In the process of tracing black-Jewish interaction, Forman covers much familiar territory, such as the New York City Board of Education crisis of the late 1960s, with its related issues of Affirmative Action and black anti-semitism; black power and urban violence, in particular against Jewish-owned concerns; and radical leftist politics, with its increasingly anti-Zionist position, especially after the 1967 Arab-Israeli War. Sometimes this material is successfully integrated into his larger thesis concerning the costs to Jewish identity of Jewish liberalism. Sometimes it seems more like a matter of coverage than argumentation.

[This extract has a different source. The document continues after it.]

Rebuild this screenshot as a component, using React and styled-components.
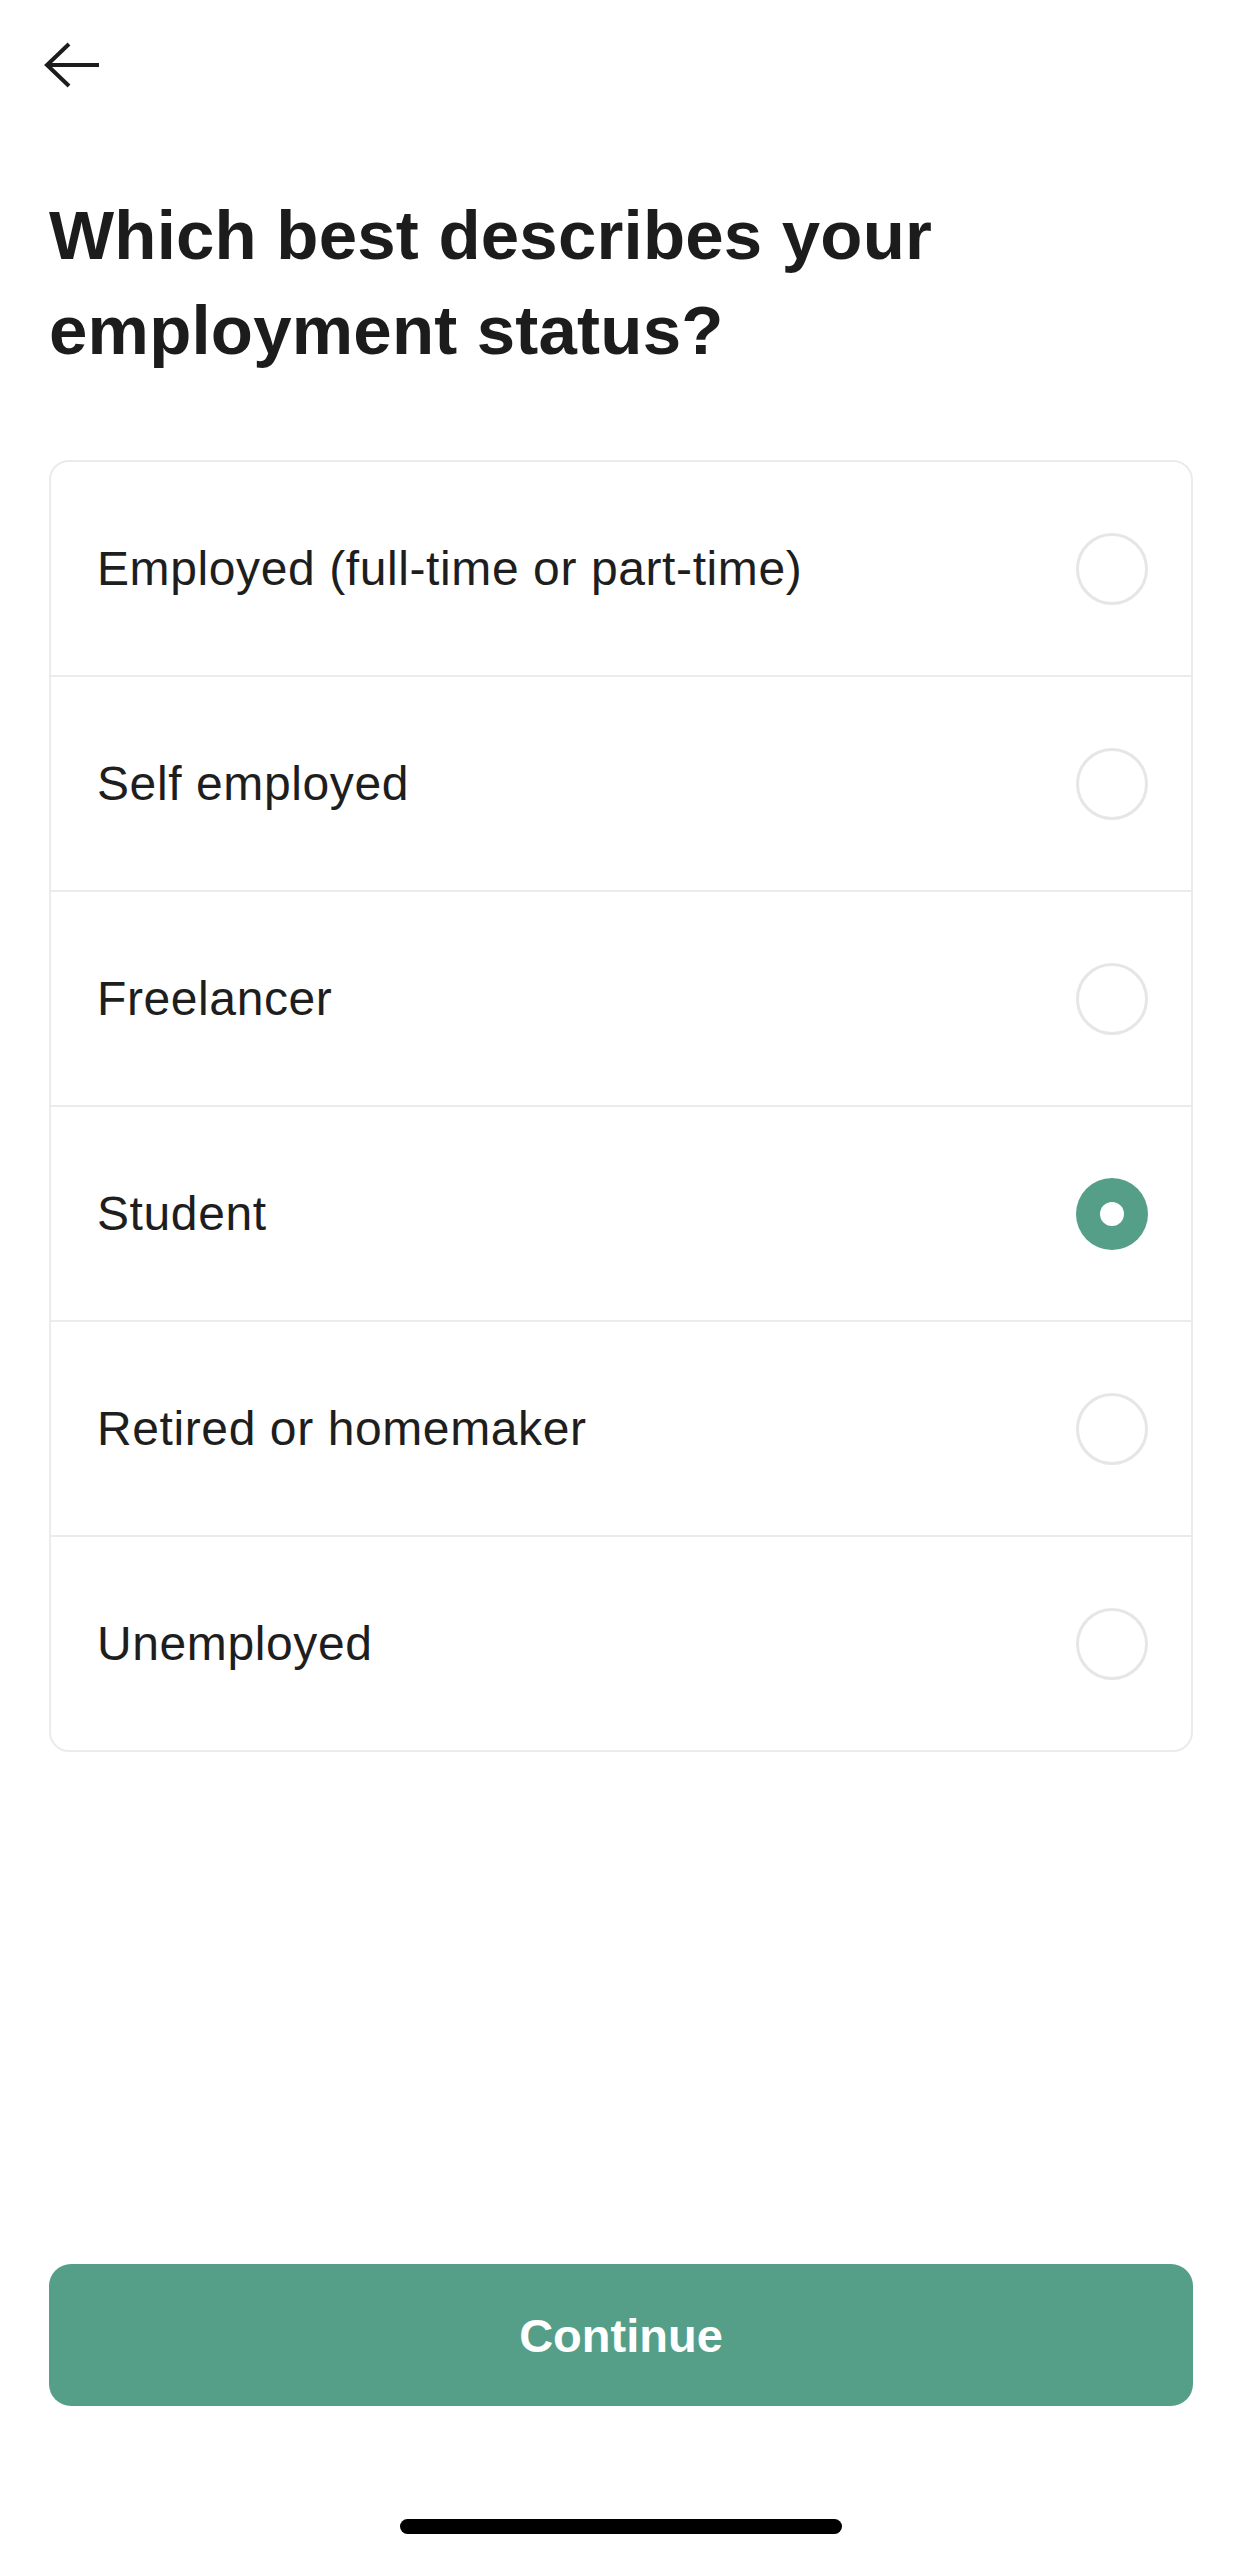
import React, { useState } from "react";
import styled, { createGlobalStyle } from "styled-components";

const GlobalStyle = createGlobalStyle`
  html, body {
    margin: 0;
    padding: 0;
    background: #ffffff;
  }
  * {
    box-sizing: border-box;
  }
`;

const Page = styled.div`
  width: 1242px;
  height: 2553px;
  padding: 0 49px;
  display: flex;
  flex-direction: column;
  font-family: "Liberation Sans", Arial, sans-serif;
  color: #1c1c1c;
  background: #ffffff;
`;

const TopBar = styled.div`
  height: 130px;
  display: flex;
  align-items: center;
`;

const BackButton = styled.button`
  border: none;
  background: none;
  padding: 0;
  margin-left: -7px;
  width: 60px;
  height: 48px;
  cursor: pointer;
  display: flex;
`;

const Title = styled.h1`
  margin: 58px 0 0 0;
  font-size: 69px;
  line-height: 95px;
  font-weight: 700;
  letter-spacing: 0.2px;
`;

const Card = styled.div`
  margin-top: 82px;
  border: 2px solid #ebebeb;
  border-radius: 20px;
  display: flex;
  flex-direction: column;
`;

const Row = styled.label`
  height: 215px;
  display: flex;
  align-items: center;
  justify-content: space-between;
  padding: 0 43px 0 46px;
  border-top: 2px solid #ebebeb;
  cursor: pointer;

  &:first-child {
    height: 213px;
    border-top: none;
  }
`;

const Label = styled.span`
  font-size: 48px;
  letter-spacing: 0.6px;
  color: #1e1e1e;
`;

const Radio = styled.span`
  width: 72px;
  height: 72px;
  border-radius: 50%;
  display: flex;
  align-items: center;
  justify-content: center;
  border: ${(p) => (p.checked ? "none" : "3px solid #e6e6e6")};
  background: ${(p) => (p.checked ? "#559f89" : "#ffffff")};

  &::after {
    content: "";
    display: ${(p) => (p.checked ? "block" : "none")};
    width: 24px;
    height: 24px;
    border-radius: 50%;
    background: #ffffff;
  }
`;

const Footer = styled.div`
  margin-top: auto;
  display: flex;
  flex-direction: column;
  align-items: center;
  padding-bottom: 19px;
`;

const ContinueButton = styled.button`
  width: 100%;
  height: 142px;
  border: none;
  border-radius: 22px;
  background: #559f89;
  color: #ffffff;
  font-family: "Liberation Sans", Arial, sans-serif;
  font-size: 47px;
  font-weight: 700;
  cursor: pointer;
`;

const HomeIndicator = styled.div`
  margin-top: 113px;
  width: 442px;
  height: 15px;
  border-radius: 8px;
  background: #000000;
`;

const options = [
  "Employed (full-time or part-time)",
  "Self employed",
  "Freelancer",
  "Student",
  "Retired or homemaker",
  "Unemployed",
];

const BackArrow = () => (
  <svg width="60" height="48" viewBox="0 0 60 48" fill="none">
    <path
      d="M57 24H5M27 3L5 24L27 45"
      stroke="#1c1c1c"
      strokeWidth="4"
    />
  </svg>
);

const App = () => {
  const [selected, setSelected] = useState("Student");

  return (
    <>
      <GlobalStyle />
      <Page>
        <TopBar>
          <BackButton aria-label="Back">
            <BackArrow />
          </BackButton>
        </TopBar>
        <Title>
          Which best describes your
          <br />
          employment status?
        </Title>
        <Card>
          {options.map((option) => (
            <Row key={option} onClick={() => setSelected(option)}>
              <Label>{option}</Label>
              <Radio checked={selected === option} />
            </Row>
          ))}
        </Card>
        <Footer>
          <ContinueButton>Continue</ContinueButton>
          <HomeIndicator />
        </Footer>
      </Page>
    </>
  );
};

export default App;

There is also is a tendency not to credit the legitimate complaints of African Americans against Jews. For example, while it is true, I think, that there has been an unfortunate appropriation by some black writers of certain Holocaust tropes (some of it, in publications put out by Nation of Islam, verging on the obscene), nonetheless the prioritizing in America of the Holocaust experie nce over that of slavery cannot be denied and has to be seen as hurtful and offensive to blacks. Whatever Jewish Americans want to claim about international Jewish history, the history of Jews in America is not one of primary suffering, nor does it bear anything like the centrality of the black experience to the history of the United States.

Blacks in the Jewish Mind is a book on the defensive. It makes an impassioned plea for something it doesn't quite define--Jewish American identity--but which it sees as being in consummate danger. If, at first, the reader is made somewhat uneasy by the energy and direction of the book's mode of argumentation, in the end one feels that it is justified as itself providing a model of an oppositional mode of Jewish identification. In an era of identity politics and renewed ethnic--or, perhaps more precisely, racial--affirmation (part of the argument of this book hinges on the difference between ethnic and racial definitions), the author's position, I think, is well taken, both politically and emotionally. As Forman points out, "The problem of recasting Jewish identity ... in a society of relative freedom and opportunity, as something other than a response to external attack and a commitment to progressive causes [emerges] as the dominant issue for American Jewry at the close of the twentieth century." One of the things the African American community has taught all of us--black and nonblack, alike--is the necessity for producing identity from positions of group pride and around claims of cultural achievement rather than on purely socioeconomic and political bases. Likely there are claims in this book with which either African or Jewish Americans, or both, are inclined to disagree. Nonetheless, it is a solid book that not only contributes an important point concerning contemporary multiculturalism but itself productively participates in the debate.